A telegram was received here at noon today, by Sprigg D. Camden, conveying the sad news of the death of J. N. Camden, which occurred at 10 o'clock at the Bellevedere Hotel in Baltimore at 10 o'clock this morning.

The news spread rapidly, and was heard with deep regret by the whole community where Senator Camden had spent the greater portion of his successful career.

The telegrams received here Friday indicated that his condition was very grave, and from their tenor, as well as from letters that had been received, the relatives and friends judged that the end was near. In one of the letters it was stated that Senator Camden realized his condition several days ago, and discussed it with his family.

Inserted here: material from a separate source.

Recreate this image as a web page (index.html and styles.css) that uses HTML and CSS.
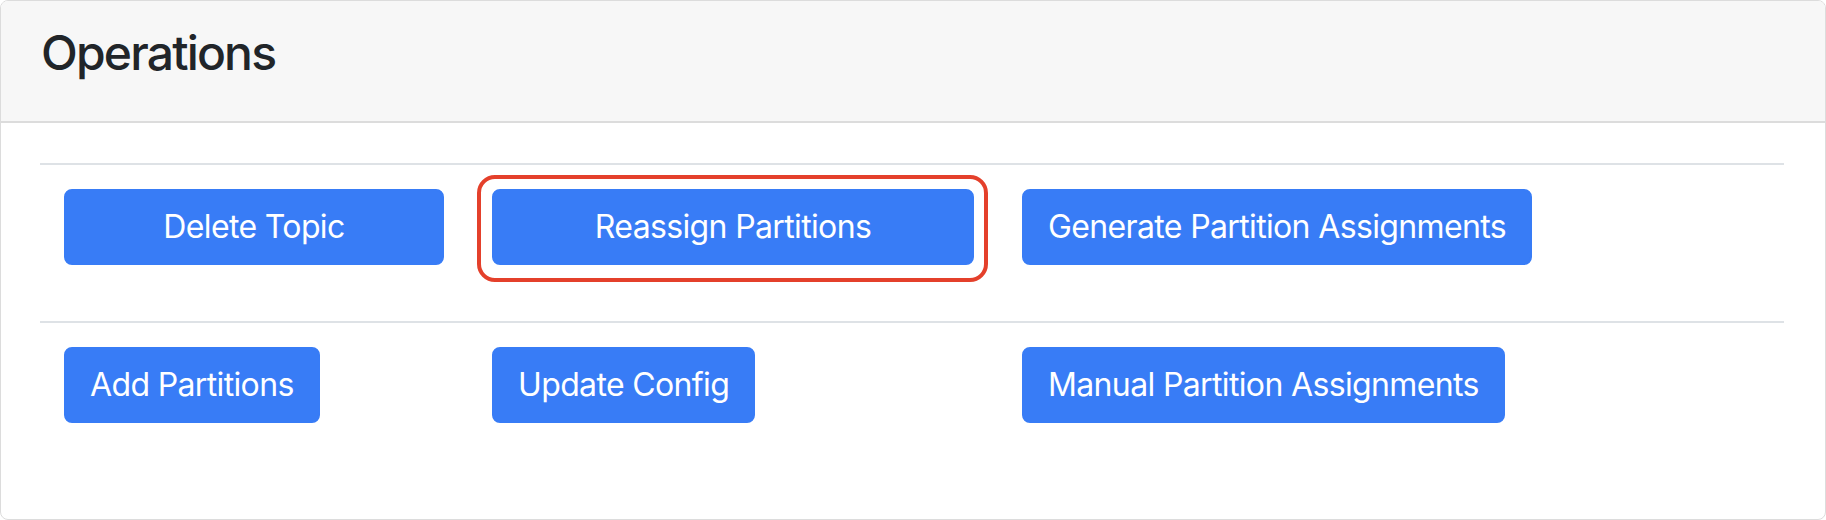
FILE: index.html
```html
<!DOCTYPE html>
<html lang="en">
<head>
<meta charset="utf-8">
<title>Operations</title>
<link rel="stylesheet" href="styles.css">
</head>
<body>
<div class="card">
  <div class="card-header">
    <h4 class="card-title">Operations</h4>
  </div>
  <div class="card-body">
    <div class="ops-row">
      <div class="ops-cell">
        <form class="ops-form"><button type="button" class="btn btn-block">Delete Topic</button></form>
      </div>
      <div class="ops-cell">
        <form class="ops-form highlighted">
          <button type="button" class="btn btn-block">Reassign Partitions</button>
          <span class="highlight-ring"></span>
        </form>
      </div>
      <div class="ops-cell">
        <form class="ops-form"><button type="button" class="btn">Generate Partition Assignments</button></form>
      </div>
    </div>
    <div class="ops-row">
      <div class="ops-cell">
        <form class="ops-form"><button type="button" class="btn">Add Partitions</button></form>
      </div>
      <div class="ops-cell">
        <form class="ops-form"><button type="button" class="btn">Update Config</button></form>
      </div>
      <div class="ops-cell">
        <form class="ops-form"><button type="button" class="btn">Manual Partition Assignments</button></form>
      </div>
    </div>
  </div>
</div>
</body>
</html>
```

FILE: styles.css
```css
* {
  box-sizing: border-box;
}

html, body {
  margin: 0;
  padding: 0;
  background: #ffffff;
}

body {
  font-family: Inter, "Noto Sans", "Liberation Sans", sans-serif;
  color: #212529;
}

.card {
  width: 1826px;
  height: 520px;
  border: 1px solid #dcdcdc;
  border-radius: 8px;
  overflow: hidden;
  background: #ffffff;
}

.card-header {
  background: #f7f7f7;
  border-bottom: 2px solid #dcdcdc;
  padding: 23px 40px 23px 40px;
}

.card-title {
  margin: 0 0 16px 0;
  font-size: 48px;
  line-height: 58px;
  font-weight: 500;
  letter-spacing: -0.038em;
  color: #212529;
}

.card-body {
  padding: 40px 41px 40px 39px;
}

.ops-row {
  display: grid;
  grid-template-columns: 428px 530px 1fr;
  border-top: 2px solid #dee2e6;
}

.ops-cell {
  padding: 24px;
}

.ops-form {
  margin: 0 0 32px 0;
}

.highlighted {
  position: relative;
}

.highlight-ring {
  position: absolute;
  top: -14px;
  left: -15px;
  right: -14px;
  bottom: -17px;
  border: 4px solid #e4402b;
  border-radius: 18px;
  pointer-events: none;
}

.btn {
  display: inline-block;
  font-family: Inter, "Noto Sans", "Liberation Sans", sans-serif;
  font-size: 32px;
  line-height: 48px;
  font-weight: 400;
  letter-spacing: -0.02em;
  color: #ffffff;
  background: #387cf6;
  border: 2px solid #387cf6;
  border-radius: 8px;
  padding: 12px 24px;
  text-align: center;
  white-space: nowrap;
  cursor: pointer;
}

.btn-block {
  display: block;
  width: 100%;
}
```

As stated in Friday's Sentinel, all the members of Mr. Camden's immediate family, Mrs. Camden, Mrs. B. D. Spillman and J. N. Camden, Jr., were at his bedside, as well as his brother, L. D. Camden, of Baltimore were at his bedside. The other brothers are Dr. T. B. Camden and John S. Camden, of this city, and E. D. Camden, of Sutton.

Johnson Newlon Camden was born in Lewis county on March 6, 1828. His long career has been a busy and successful one, and in early years he took front rank in the business and political affairs of the state. He was identified with large enterprises, extensively dealing in oil, coal and railroads, acquiring an estate estimated to be worth twenty-five millions of dollars. He spent the early years of his life in Braxton county, and, at the age of 14, he entered the office of the county clerk in Weston, and then attended an Academy at Clarksburg, then returned to Braxton county, where he served as deputy county clerk. At 18 he was appointed to West Point, but resigned after two years, studied law, and was admitted to the bar in 1851, and served as prosecuting attorney of Braxton and Nichalos [sic], where he surveyed and secured large tracts of land. In 1853 he went to Weston, and was in a bank there. In 1859, he came to Burning Springs in the infancy of the oil excitement, organized a company and began producing oil. He was exceedingly successful in this early venture and sold a portion of his interest for $100,000. Then in 1862 he was elected president of the First National Bank of this city, and in 1866 he and his partners sold their interests in the oil business for $410,000. Later, he became identified with the Standard Oil Company in the refining of oil, the Camden Consolidated Oil Company plant being one of the large industries of Parkersburg, the Baltimore Limited Oil Company and other oil companies, and he was connected with these enterprises until some years ago, when he sold some of his interests, although still a large stockholder.

He was idenified with the imporvement [sic] of the Little Kanawha river, took a prominent part in building the narrow gauge road between Clarksburg, Weston and Buckhannon, and was identified with Senator H. G. Davis in the construction of the West Virginia Central Railroad from Cumberland to Elkins. Then followed the building of the Wheeling, Parkersburg and Charleston Railroad, now the Ohio River Division of the Baltimore and Ohio. He was also largely instrumental in the construction of the Mongahela [sic] River Railroad from Fairmont to Clarksburg, and this was followed by the West Virginia and Pittsburg [sic], built through to Buckhannon.

Along these lines he took up and developed coal mines, and these he disposed of a few years ago for $3,000,000 cash, and $300,000 a year for fifty years.

He was nominated for Governor in 1867, but was defeated by a small majority. In 1880, he was elected U. S. Senator from West Virginia for a full term of six years, then filled the un-expired term of Senator Kenna. He retired from politics after his term expired, and devoted his attention to his business enterprises. Senator Camden was largely interested in the Union Trust building, and other large buildings of the city, and maintained his home here for years.

Senator Camden was married in 1858 to Miss Anna Thompson, daughter of Judge George W. Thompson, who still survives. His home life was pleasant and happy.

The Funeral.

The remains of Senator Camden will arrive in Parkersburg, accompanied by the family, on train No. 2, arriving at 12:35 Sunday. The funeral will occur Monday afternoon at 3 o'clock, but the full details have not yet been made.